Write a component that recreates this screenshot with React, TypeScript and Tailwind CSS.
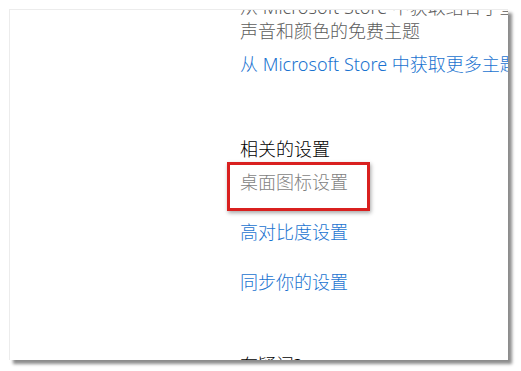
const font = "font-['Segoe_UI','Noto_Sans','Noto_Sans_CJK_SC',sans-serif]";

const Link = ({ children, className = "" }: { children: React.ReactNode; className?: string }) => (
  <a href="#" className={`block text-[#1a73d0] ${className}`}>
    {children}
  </a>
);

export default function App() {
  return (
    <div className={`h-[371px] w-[521px] bg-white pl-[9px] pt-[9px] font-light ${font}`}>
      <div className="h-[351px] w-[499px] overflow-hidden border-l border-t border-[#ececec] bg-white shadow-[4px_4px_3px_rgba(0,0,0,0.45)]">
        <div className="-mt-[15px] whitespace-nowrap pl-[230px] text-[18px] leading-[24px]">
          <p className="text-[#5c5c5c]">
            从 Microsoft Store 中获取结合了壁纸、
            <br />
            声音和颜色的免费主题
          </p>
          <Link className="mt-[9px]">从 Microsoft Store 中获取更多主题</Link>

          <h3 className="mt-[61px] text-black">相关的设置</h3>

          <div className="relative mt-[9px] inline-block text-[#7f7f7f]">
            桌面图标设置
            <span className="absolute -left-[13px] -top-[8px] h-[49px] w-[143px] border-[3px] border-[#d9201f] shadow-[1px_2px_4px_rgba(0,0,0,0.35)]" />
          </div>

          <Link className="mt-[26px]">高对比度设置</Link>
          <Link className="mt-[26px]">同步你的设置</Link>

          <h3 className="mt-[59px] text-black">有疑问?</h3>
        </div>
      </div>
    </div>
  );
}
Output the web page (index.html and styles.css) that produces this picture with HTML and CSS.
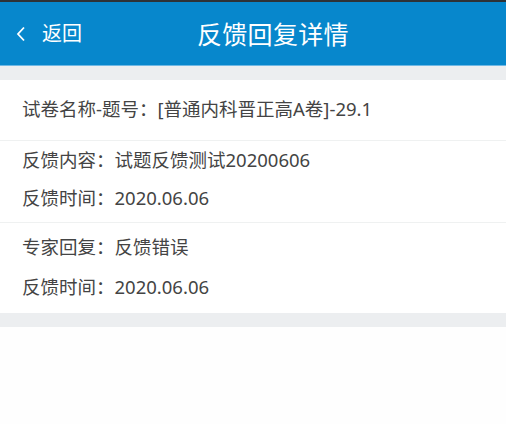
FILE: index.html
```html
<!DOCTYPE html>
<html lang="zh">
<head>
<meta charset="utf-8">
<title>反馈回复详情</title>
<link rel="stylesheet" href="styles.css">
</head>
<body>
<div class="statusbar"></div>
<header class="topbar">
  <div class="back">
    <svg class="chev" width="12" height="18" viewBox="0 0 12 18"><path d="M9 2.5 L3 9 L9 15.5" fill="none" stroke="#fff" stroke-width="1.8"/></svg>
    <span class="back-text">返回</span>
  </div>
  <h1 class="title">反馈回复详情</h1>
</header>
<div class="gap"></div>
<main class="card">
  <section class="sec sec-a">
    <p class="line">试卷名称-题号：[普通内科晋正高A卷]-29.1</p>
  </section>
  <section class="sec sec-b">
    <p class="line">反馈内容：试题反馈测试20200606</p>
    <p class="line">反馈时间：2020.06.06</p>
  </section>
  <section class="sec sec-c">
    <p class="line">专家回复：反馈错误</p>
    <p class="line">反馈时间：2020.06.06</p>
  </section>
</main>
<div class="gap gap-bottom"></div>
</body>
</html>
```
FILE: styles.css
```css
* { box-sizing: border-box; }
html, body {
  margin: 0;
  padding: 0;
  background: #fefefe;
  font-family: "Noto Sans", "Noto Sans CJK SC", sans-serif;
}
.statusbar {
  height: 2px;
  background: #2e3236;
}
.topbar {
  height: 64px;
  background: #0787cc;
  border-bottom: 1px solid #6fb8e4;
  display: flex;
  align-items: center;
  color: #fff;
}
.back {
  display: flex;
  align-items: center;
  padding-left: 15px;
}
.chev { display: block; }
.back-text {
  margin-left: 15px;
  font-size: 20px;
  line-height: 24px;
}
.title {
  margin: 0 0 0 115px;
  font-size: 25px;
  font-weight: normal;
  line-height: 30px;
  letter-spacing: 0.3px;
}
.gap {
  height: 14px;
  background: #eceef0;
}
.card {
  background: #fff;
}
.sec {
  border-bottom: 1px solid #eff1f1;
  padding: 0 22px;
}
.sec:last-child { border-bottom: none; }
.line {
  margin: 0;
  font-size: 18.5px;
  line-height: 38px;
  color: #444;
}
.sec-a {
  height: 61px;
  display: flex;
  align-items: center;
  padding-bottom: 2px;
}
.sec-b {
  padding-top: 0;
  padding-bottom: 5px;
}
.sec-c {
  padding-top: 5px;
  padding-bottom: 7px;
  display: flex;
  flex-direction: column;
  gap: 2px;
}
.gap-bottom { height: 14px; }
```
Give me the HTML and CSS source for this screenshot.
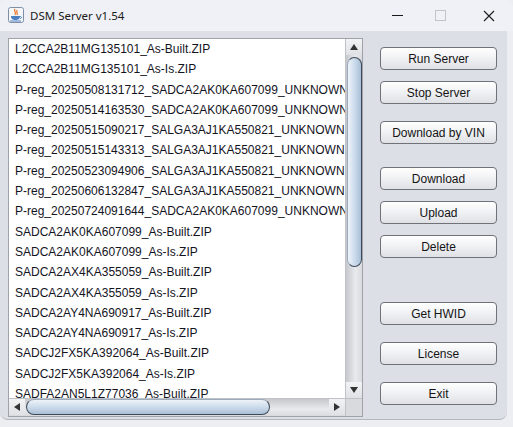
FILE: index.html
```html
<!DOCTYPE html>
<html lang="en">
<head>
    <meta charset="UTF-8">
    <title>DSM Server v1.54</title>
    <link rel="stylesheet" href="styles.css">
</head>
<body>
<div class="window">
    <div class="titlebar">
        <svg class="app-icon" width="16" height="16" viewBox="0 0 16 16">
            <rect x="0.5" y="0.5" width="15" height="15" rx="2" fill="#f4f6fa" stroke="#7f8fa6"/>
            <path d="M7 2 C5 4 9 5 7 8 M9 3 C8 5 10 6 9 8" stroke="#e8782a" stroke-width="1.3" fill="none"/>
            <path d="M3 9 H12 C12 12 10 13 7.5 13 C5 13 3 12 3 9 Z" fill="#4a7fc1"/>
            <path d="M12 9.5 C14 9.5 14 11.5 12 11.5" stroke="#4a7fc1" fill="none"/>
            <rect x="2" y="13.5" width="11" height="1" fill="#4a7fc1"/>
        </svg>
        <span class="title">DSM Server v1.54</span>
        <div class="controls">
            <span class="ctl ctl-min"></span>
            <span class="ctl ctl-max"></span>
            <svg class="ctl ctl-close" width="12" height="12" viewBox="0 0 12 12">
                <path d="M1 1 L11 11 M11 1 L1 11" stroke="#1a1a1a" stroke-width="1.1"/>
            </svg>
        </div>
    </div>
    <div class="content">
        <div class="list-panel">
            <div class="list-view">
                <ul class="files">
                    <li>L2CCA2B11MG135101_As-Built.ZIP</li>
                    <li>L2CCA2B11MG135101_As-Is.ZIP</li>
                    <li>P-reg_20250508131712_SADCA2AK0KA607099_UNKNOWN.ZIP</li>
                    <li>P-reg_20250514163530_SADCA2AK0KA607099_UNKNOWN.ZIP</li>
                    <li>P-reg_20250515090217_SALGA3AJ1KA550821_UNKNOWN.ZIP</li>
                    <li>P-reg_20250515143313_SALGA3AJ1KA550821_UNKNOWN.ZIP</li>
                    <li>P-reg_20250523094906_SALGA3AJ1KA550821_UNKNOWN.ZIP</li>
                    <li>P-reg_20250606132847_SALGA3AJ1KA550821_UNKNOWN.ZIP</li>
                    <li>P-reg_20250724091644_SADCA2AK0KA607099_UNKNOWN.ZIP</li>
                    <li>SADCA2AK0KA607099_As-Built.ZIP</li>
                    <li>SADCA2AK0KA607099_As-Is.ZIP</li>
                    <li>SADCA2AX4KA355059_As-Built.ZIP</li>
                    <li>SADCA2AX4KA355059_As-Is.ZIP</li>
                    <li>SADCA2AY4NA690917_As-Built.ZIP</li>
                    <li>SADCA2AY4NA690917_As-Is.ZIP</li>
                    <li>SADCJ2FX5KA392064_As-Built.ZIP</li>
                    <li>SADCJ2FX5KA392064_As-Is.ZIP</li>
                    <li>SADFA2AN5L1Z77036_As-Built.ZIP</li>
                </ul>
                <div class="vscroll">
                    <div class="arrow-btn"><span class="tri tri-up"></span></div>
                    <div class="vtrack"><div class="vthumb"></div></div>
                    <div class="arrow-btn"><span class="tri tri-down"></span></div>
                </div>
            </div>
            <div class="hbar">
                <div class="hscroll">
                    <div class="arrow-btn"><span class="tri tri-left"></span></div>
                    <div class="htrack"><div class="hthumb"></div></div>
                    <div class="arrow-btn"><span class="tri tri-right"></span></div>
                </div>
                <div class="corner"></div>
            </div>
        </div>
        <div class="buttons">
            <button class="btn">Run Server</button>
            <button class="btn gap-s">Stop Server</button>
            <button class="btn gap-m">Download by VIN</button>
            <button class="btn gap-l">Download</button>
            <button class="btn gap-s">Upload</button>
            <button class="btn gap-s">Delete</button>
            <button class="btn gap-xl">Get HWID</button>
            <button class="btn gap-m">License</button>
            <button class="btn gap-m">Exit</button>
        </div>
    </div>
    <div class="frame-bottom"></div>
</div>
</body>
</html>
```

FILE: styles.css
```css
body {
    margin: 0;
    background: #eceef2;
    font-family: "Liberation Sans", Arial, sans-serif;
}
.window {
    width: 513px;
    height: 427px;
    display: flex;
    flex-direction: column;
    overflow: hidden;
    border-radius: 8px 8px 0 0;
    background: #eceef2;
}
.titlebar {
    height: 31px;
    flex: none;
    display: flex;
    align-items: center;
    padding-left: 8px;
    background: #eff1f6;
}
.app-icon {
    flex: none;
    margin-top: -2px;
}
.title {
    margin-left: 6px;
    font-family: "Noto Sans", "Open Sans", sans-serif;
    font-size: 11.5px;
    color: #1b1b1b;
    margin-top: -1px;
}
.controls {
    margin-left: auto;
    display: flex;
    align-items: center;
    height: 100%;
}
.ctl {
    display: block;
}
.ctl-min {
    width: 11px;
    height: 1px;
    background: #1a1a1a;
    margin-right: 32px;
}
.ctl-max {
    width: 9px;
    height: 9px;
    border: 1px solid #c2c4c8;
    margin-right: 37px;
}
.ctl-close {
    margin-right: 18px;
}
.content {
    height: 389px;
    flex: none;
    display: flex;
    background: #dcdfe5;
    padding: 7px 0 0 8px;
    box-sizing: border-box;
    border-bottom: 1px solid #b4b7bd;
    border-radius: 0 0 8px 8px;
    width: 507px;
}
.list-panel {
    width: 355px;
    height: 379px;
    flex: none;
    display: flex;
    flex-direction: column;
    border: 1px solid #9fa2a8;
    box-sizing: border-box;
    background: #ffffff;
}
.list-view {
    flex: 1;
    display: flex;
    min-height: 0;
}
.files {
    flex: 1;
    margin: 0;
    padding: 0;
    list-style: none;
    overflow: hidden;
}
.files li {
    height: 20.3px;
    line-height: 20px;
    padding-left: 6px;
    font-size: 12px;
    color: #14141e;
    white-space: nowrap;
}
.vscroll {
    width: 16px;
    flex: none;
    display: flex;
    flex-direction: column;
    background: linear-gradient(to right, #c6c8cd, #e9eaed 60%, #d8dade);
    border-left: 1px solid #c0c2c6;
}
.arrow-btn {
    width: 16px;
    height: 16px;
    flex: none;
    display: flex;
    align-items: center;
    justify-content: center;
    background: linear-gradient(#f2f3f5, #dfe1e4);
}
.tri {
    width: 0;
    height: 0;
    border: 4px solid transparent;
}
.tri-up {
    border-bottom: 6px solid #333;
    border-top: 0;
}
.tri-down {
    border-top: 6px solid #333;
    border-bottom: 0;
}
.tri-left {
    border-right: 6px solid #333;
    border-left: 0;
}
.tri-right {
    border-left: 6px solid #333;
    border-right: 0;
}
.vtrack {
    flex: 1;
    padding-top: 2px;
}
.vthumb {
    height: 210px;
    margin-left: 1px;
    box-sizing: border-box;
    border: 1px solid #3f4a58;
    border-left-color: #9aaabb;
    border-radius: 9px;
    background: linear-gradient(to right, #eef3f9, #c9d9ea 55%, #a9bfd6);
}
.hbar {
    height: 17px;
    flex: none;
    display: flex;
    border-top: 1px solid #c0c2c6;
}
.hscroll {
    flex: 1;
    display: flex;
    background: linear-gradient(#c6c8cd, #e9eaed 60%, #d8dade);
}
.hscroll .arrow-btn {
    height: 16px;
}
.htrack {
    flex: 1;
    padding-left: 1px;
}
.hthumb {
    width: 244px;
    height: 16px;
    box-sizing: border-box;
    border: 1px solid #3f4a58;
    border-top-color: #9aaabb;
    border-radius: 9px;
    background: linear-gradient(#eef3f9, #c9d9ea 55%, #a9bfd6);
}
.corner {
    width: 16px;
    background: #d8dadd;
    border-left: 1px solid #c0c2c6;
}
.buttons {
    display: flex;
    flex-direction: column;
    margin-left: 17px;
    padding-top: 9px;
}
.btn {
    width: 117px;
    height: 23px;
    padding: 0;
    border: 1px solid #6f7379;
    border-radius: 4px;
    background: linear-gradient(#ffffff, #f1f2f4 45%, #dfe1e5);
    font-family: "Liberation Sans", Arial, sans-serif;
    font-size: 12px;
    color: #141414;
}
.gap-s {
    margin-top: 11px;
}
.gap-m {
    margin-top: 17px;
}
.gap-l {
    margin-top: 23px;
}
.gap-xl {
    margin-top: 44px;
}
.frame-bottom {
    flex: 1;
}
```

◆ ◆ ◆ ◆

(EXERCISE TASK):
Pull out all lines containing the word "React" from the entries above.

(SOLVED EXERCISE):
Write a component that recreates this screenshot with React, TypeScript and Tailwind CSS.
const Link = ({ children, className = "" }: { children: React.ReactNode; className?: string }) => (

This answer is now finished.